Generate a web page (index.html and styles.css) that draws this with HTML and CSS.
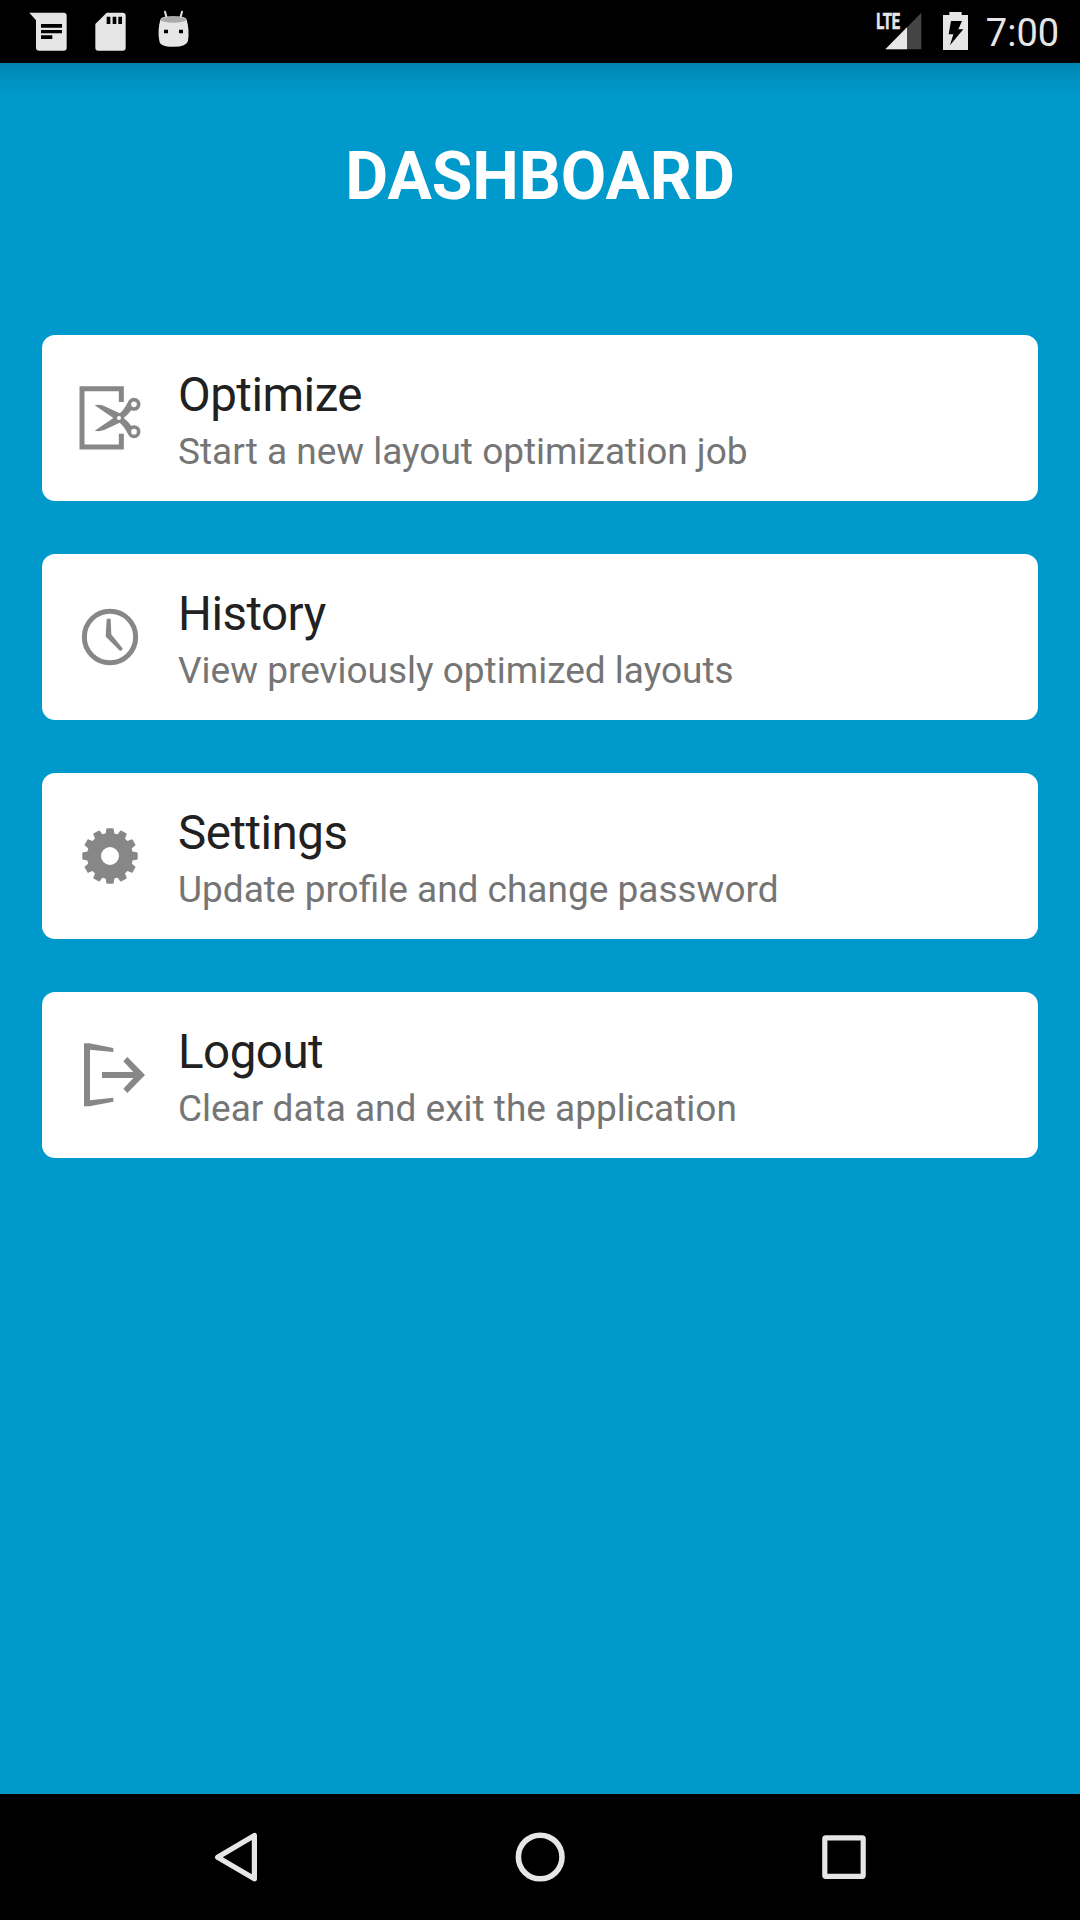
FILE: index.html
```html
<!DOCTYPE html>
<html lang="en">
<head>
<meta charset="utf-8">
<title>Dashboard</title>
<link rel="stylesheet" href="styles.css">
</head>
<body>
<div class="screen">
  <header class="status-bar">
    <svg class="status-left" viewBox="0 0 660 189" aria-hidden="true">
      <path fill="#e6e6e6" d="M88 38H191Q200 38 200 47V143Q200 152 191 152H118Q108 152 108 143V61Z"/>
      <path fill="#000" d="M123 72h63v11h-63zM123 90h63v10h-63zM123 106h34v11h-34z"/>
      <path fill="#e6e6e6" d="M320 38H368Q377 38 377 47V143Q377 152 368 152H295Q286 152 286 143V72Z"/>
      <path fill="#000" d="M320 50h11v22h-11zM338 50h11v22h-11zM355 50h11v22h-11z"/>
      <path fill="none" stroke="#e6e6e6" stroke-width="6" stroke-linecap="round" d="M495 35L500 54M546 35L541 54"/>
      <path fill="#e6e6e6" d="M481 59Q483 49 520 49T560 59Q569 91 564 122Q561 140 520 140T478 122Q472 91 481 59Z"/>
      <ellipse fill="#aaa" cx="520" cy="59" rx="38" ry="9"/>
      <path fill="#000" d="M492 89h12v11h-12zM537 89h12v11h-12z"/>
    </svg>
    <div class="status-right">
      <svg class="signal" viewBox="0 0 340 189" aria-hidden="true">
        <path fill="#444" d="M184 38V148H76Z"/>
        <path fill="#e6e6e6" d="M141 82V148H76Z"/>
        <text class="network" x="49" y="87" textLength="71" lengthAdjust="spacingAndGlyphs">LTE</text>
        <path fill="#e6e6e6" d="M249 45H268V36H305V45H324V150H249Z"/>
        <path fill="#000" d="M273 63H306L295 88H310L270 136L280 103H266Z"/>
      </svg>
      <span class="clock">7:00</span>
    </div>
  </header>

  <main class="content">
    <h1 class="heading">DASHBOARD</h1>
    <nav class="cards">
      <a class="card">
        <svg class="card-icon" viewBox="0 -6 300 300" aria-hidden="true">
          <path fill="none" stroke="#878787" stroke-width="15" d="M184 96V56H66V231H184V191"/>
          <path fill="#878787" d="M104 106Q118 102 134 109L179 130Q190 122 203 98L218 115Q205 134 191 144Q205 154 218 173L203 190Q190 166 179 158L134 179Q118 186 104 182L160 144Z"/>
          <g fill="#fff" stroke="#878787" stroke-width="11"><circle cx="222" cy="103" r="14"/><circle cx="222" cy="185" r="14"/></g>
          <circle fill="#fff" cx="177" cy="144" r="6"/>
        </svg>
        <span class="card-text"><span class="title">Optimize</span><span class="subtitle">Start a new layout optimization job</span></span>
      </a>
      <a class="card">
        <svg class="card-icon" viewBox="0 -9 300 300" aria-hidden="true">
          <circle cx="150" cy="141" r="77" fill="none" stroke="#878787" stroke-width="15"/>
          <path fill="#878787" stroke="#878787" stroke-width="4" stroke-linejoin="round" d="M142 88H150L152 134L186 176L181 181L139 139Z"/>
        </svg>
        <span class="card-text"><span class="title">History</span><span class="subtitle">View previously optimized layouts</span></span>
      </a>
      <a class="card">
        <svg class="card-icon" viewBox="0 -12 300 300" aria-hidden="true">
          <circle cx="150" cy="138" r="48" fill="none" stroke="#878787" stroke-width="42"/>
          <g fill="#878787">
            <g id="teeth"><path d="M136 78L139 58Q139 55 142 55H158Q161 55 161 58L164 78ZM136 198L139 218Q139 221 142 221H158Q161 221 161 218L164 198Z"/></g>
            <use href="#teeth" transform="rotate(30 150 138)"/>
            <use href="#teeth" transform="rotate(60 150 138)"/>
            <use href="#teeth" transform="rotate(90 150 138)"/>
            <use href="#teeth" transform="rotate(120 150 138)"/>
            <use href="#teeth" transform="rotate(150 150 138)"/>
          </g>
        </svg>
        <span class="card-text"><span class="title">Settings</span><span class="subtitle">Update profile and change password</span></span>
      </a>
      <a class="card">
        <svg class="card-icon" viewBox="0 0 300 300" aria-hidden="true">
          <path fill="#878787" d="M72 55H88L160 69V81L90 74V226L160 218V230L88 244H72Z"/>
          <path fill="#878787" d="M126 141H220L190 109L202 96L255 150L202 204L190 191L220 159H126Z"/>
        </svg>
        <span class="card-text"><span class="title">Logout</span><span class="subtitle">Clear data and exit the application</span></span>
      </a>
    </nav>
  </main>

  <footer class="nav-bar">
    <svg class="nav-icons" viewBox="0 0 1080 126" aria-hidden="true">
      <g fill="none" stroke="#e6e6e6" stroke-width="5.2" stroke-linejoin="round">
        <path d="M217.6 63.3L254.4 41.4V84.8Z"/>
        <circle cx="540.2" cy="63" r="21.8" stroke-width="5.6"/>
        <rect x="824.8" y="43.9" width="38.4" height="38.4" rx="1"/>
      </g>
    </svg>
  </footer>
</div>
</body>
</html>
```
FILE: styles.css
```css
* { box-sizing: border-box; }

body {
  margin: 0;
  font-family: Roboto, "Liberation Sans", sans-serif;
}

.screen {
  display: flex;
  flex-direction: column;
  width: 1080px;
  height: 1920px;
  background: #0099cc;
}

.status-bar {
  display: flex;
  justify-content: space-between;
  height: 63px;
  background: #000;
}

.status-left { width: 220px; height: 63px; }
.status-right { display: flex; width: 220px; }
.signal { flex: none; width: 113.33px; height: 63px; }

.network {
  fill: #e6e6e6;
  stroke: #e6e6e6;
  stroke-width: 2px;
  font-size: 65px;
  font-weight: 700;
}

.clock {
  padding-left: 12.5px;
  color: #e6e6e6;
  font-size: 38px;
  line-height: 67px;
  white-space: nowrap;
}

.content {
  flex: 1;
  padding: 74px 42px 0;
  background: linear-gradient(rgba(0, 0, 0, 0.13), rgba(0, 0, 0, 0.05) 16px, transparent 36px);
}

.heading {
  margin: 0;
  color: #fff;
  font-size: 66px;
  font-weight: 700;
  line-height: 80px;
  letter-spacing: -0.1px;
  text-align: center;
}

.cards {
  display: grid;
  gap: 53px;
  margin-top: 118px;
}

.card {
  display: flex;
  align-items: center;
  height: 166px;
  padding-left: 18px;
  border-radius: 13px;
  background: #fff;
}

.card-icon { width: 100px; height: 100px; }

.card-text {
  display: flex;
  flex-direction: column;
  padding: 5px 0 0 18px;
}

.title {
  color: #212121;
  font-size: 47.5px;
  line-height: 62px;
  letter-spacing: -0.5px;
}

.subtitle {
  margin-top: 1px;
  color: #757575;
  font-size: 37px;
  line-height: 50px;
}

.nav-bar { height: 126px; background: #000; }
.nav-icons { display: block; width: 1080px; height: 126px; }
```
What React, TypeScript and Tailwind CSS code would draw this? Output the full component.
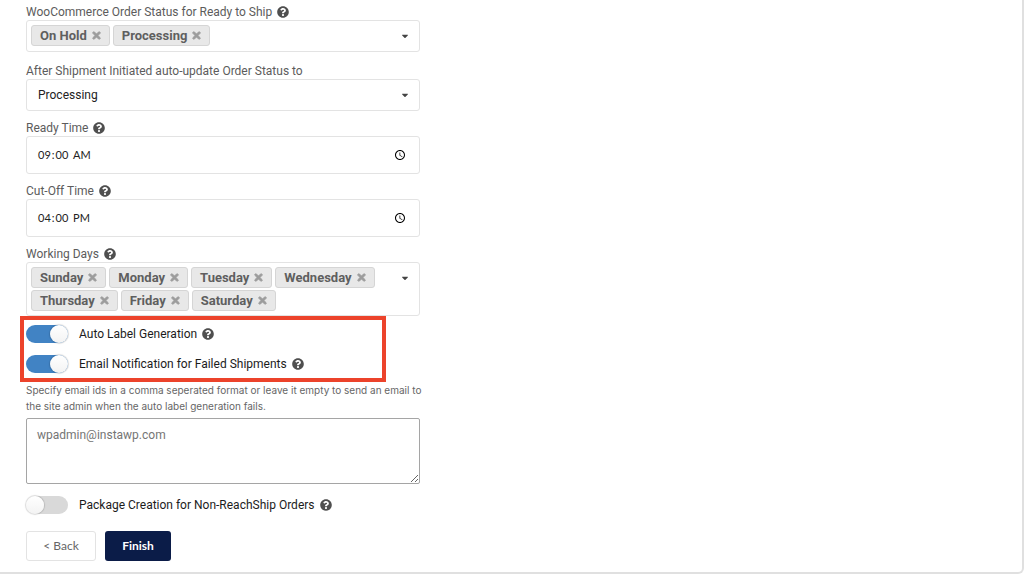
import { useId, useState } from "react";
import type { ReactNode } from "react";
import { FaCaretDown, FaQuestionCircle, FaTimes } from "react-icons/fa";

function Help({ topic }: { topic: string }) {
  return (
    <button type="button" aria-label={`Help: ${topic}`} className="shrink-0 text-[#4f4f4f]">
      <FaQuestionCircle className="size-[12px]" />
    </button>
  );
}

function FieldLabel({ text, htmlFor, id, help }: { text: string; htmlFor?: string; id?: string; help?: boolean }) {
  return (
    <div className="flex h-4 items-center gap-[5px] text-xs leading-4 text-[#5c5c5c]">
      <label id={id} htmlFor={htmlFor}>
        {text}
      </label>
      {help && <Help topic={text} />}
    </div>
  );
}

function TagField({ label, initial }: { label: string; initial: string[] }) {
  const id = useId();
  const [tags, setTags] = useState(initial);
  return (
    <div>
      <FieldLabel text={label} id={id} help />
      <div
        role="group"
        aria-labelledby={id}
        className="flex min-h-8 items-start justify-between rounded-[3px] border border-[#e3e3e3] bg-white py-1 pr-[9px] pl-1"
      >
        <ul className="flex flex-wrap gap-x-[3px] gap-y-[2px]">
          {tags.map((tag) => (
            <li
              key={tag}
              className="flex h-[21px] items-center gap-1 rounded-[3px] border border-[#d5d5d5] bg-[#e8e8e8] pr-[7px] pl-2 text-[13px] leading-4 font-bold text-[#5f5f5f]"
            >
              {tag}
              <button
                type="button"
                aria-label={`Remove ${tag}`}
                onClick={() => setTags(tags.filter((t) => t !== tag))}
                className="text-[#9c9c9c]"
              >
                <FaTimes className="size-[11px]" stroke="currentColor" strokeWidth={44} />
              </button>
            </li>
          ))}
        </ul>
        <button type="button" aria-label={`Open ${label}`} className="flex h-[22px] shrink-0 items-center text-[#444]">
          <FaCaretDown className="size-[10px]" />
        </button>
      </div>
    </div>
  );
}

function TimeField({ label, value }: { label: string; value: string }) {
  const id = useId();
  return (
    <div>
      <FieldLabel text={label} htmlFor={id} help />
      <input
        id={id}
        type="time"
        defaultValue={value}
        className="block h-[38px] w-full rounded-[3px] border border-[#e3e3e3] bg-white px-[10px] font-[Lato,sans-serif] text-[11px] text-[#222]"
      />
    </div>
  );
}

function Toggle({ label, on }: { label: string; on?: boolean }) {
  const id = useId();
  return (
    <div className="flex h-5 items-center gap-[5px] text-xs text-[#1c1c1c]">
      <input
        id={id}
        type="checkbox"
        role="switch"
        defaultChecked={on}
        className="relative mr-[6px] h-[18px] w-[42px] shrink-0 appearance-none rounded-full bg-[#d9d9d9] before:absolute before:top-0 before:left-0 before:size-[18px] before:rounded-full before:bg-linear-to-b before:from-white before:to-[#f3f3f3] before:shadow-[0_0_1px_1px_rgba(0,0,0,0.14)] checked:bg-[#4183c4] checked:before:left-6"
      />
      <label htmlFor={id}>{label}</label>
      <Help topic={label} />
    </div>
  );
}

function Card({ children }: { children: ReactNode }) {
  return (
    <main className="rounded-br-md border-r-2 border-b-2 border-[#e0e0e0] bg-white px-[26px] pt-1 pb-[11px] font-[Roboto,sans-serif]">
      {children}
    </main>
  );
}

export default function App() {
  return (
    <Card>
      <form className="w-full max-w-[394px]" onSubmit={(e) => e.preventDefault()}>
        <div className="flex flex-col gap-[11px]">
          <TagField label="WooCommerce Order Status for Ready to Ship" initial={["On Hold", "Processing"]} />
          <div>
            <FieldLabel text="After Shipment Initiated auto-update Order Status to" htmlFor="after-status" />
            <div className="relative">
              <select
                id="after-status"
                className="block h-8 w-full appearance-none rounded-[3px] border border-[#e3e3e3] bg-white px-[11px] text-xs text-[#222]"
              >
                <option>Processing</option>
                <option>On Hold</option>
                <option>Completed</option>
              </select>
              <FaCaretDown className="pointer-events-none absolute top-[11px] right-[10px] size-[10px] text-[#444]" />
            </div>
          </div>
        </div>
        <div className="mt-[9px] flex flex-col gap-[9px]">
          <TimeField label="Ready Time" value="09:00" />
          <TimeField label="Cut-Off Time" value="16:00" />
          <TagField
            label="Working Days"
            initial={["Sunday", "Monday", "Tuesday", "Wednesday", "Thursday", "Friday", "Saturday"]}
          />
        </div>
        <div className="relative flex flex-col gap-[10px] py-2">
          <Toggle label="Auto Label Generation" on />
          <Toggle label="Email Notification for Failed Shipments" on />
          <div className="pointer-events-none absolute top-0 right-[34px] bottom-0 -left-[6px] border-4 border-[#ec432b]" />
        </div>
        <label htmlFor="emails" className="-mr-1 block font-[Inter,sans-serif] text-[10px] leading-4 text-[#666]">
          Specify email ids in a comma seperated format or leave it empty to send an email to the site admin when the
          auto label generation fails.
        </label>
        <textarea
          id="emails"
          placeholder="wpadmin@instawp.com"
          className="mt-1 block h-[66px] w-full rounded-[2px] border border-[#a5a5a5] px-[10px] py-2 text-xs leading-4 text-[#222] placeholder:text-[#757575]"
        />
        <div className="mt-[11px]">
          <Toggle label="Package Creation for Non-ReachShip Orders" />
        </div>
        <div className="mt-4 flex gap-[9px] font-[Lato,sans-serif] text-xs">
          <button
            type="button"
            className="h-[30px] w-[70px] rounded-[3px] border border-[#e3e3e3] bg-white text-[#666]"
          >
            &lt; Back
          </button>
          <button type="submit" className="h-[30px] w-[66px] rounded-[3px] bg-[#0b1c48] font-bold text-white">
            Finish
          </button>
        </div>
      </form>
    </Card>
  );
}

####

Above are some records. Output exactly the lines from the one that contains "What React, TypeScript" to the one that contains "FaCaretDown, FaQuestionCircle, FaTimes", keeping both, and omit the pictures.

#### Solution to this exercise:
What React, TypeScript and Tailwind CSS code would draw this? Output the full component.
import { useId, useState } from "react";
import type { ReactNode } from "react";
import { FaCaretDown, FaQuestionCircle, FaTimes } from "react-icons/fa";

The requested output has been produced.